# Exercise details
Pick out each line with the word "React" from the material that follows.

***

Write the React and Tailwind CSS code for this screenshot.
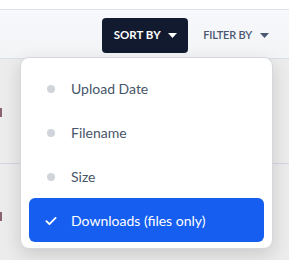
import React from "react";

const options = [
  { label: "Upload Date" },
  { label: "Filename" },
  { label: "Size" },
  { label: "Downloads (files only)", active: true },
];

function Caret({ className }) {
  return (
    <svg width="9" height="5" viewBox="0 0 9 5" className={className}>
      <path d="M0 0 H9 L4.5 5 Z" fill="currentColor" />
    </svg>
  );
}

function Check() {
  return (
    <svg width="13" height="10" viewBox="0 0 13 10" fill="none">
      <path d="M1.5 5.2 L4.8 8.4 L11.5 1.6" stroke="white" strokeWidth="2" strokeLinecap="round" strokeLinejoin="round" />
    </svg>
  );
}

// ─── Sort menu ─────────────────────────────────────────────────────
function SortMenu() {
  return (
    <div className="absolute left-[20px] top-[57px] w-[253px] bg-white border border-[#d6d8de] rounded-[9px] shadow-[0_6px_18px_rgba(0,0,0,0.14)] pt-2 pb-[6px] px-2 z-10">
      {options.map((o) => (
        <div
          key={o.label}
          className={`h-11 flex items-center gap-[14px] pl-4 pt-[1px] rounded-[6px] text-[14px] ${
            o.active ? "bg-[#155eef] text-white" : "text-[#475569]"
          }`}
        >
          <span className="w-[12px] flex items-center justify-center">
            {o.active ? <Check /> : <span className="w-2 h-2 rounded-full bg-[#d1d5db]" />}
          </span>
          <span>{o.label}</span>
        </div>
      ))}
    </div>
  );
}

export default function App() {
  return (
    <div className="relative w-[289px] h-[260px] overflow-hidden bg-[#ececed] font-['Lato',sans-serif]">
      <div className="h-[10px] bg-white border-b border-[#dde1ec]" />
      <div className="h-[49px] bg-gradient-to-b from-[#f7f8fb] to-[#f3f4f6] border-b border-[#dcdfe6] flex items-center justify-end pr-[20px]">
        <button className="w-[86px] h-[35px] rounded-[4px] bg-[#111a2e] text-white text-[11.5px] font-bold flex items-center justify-center gap-[7px] mt-[2px]">
          SORT BY
          <Caret />
        </button>
        <button className="ml-[15px] flex items-center gap-[8px] text-[#4a5772] text-[11px] font-semibold tracking-[-0.2px] mt-[2px]">
          FILTER BY
          <Caret />
        </button>
      </div>
      <div className="h-[105px] border-b border-[#d4d6e0] flex items-center">
        <div className="w-[2px] h-[9px] bg-[#8a6272] mt-[3px]" />
      </div>
      <div className="h-[95px] flex items-center">
        <div className="w-[2px] h-[9px] bg-[#8a6272] mt-[10px]" />
      </div>
      <SortMenu />
    </div>
  );
}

***

# Reply
Write the React and Tailwind CSS code for this screenshot.
import React from "react";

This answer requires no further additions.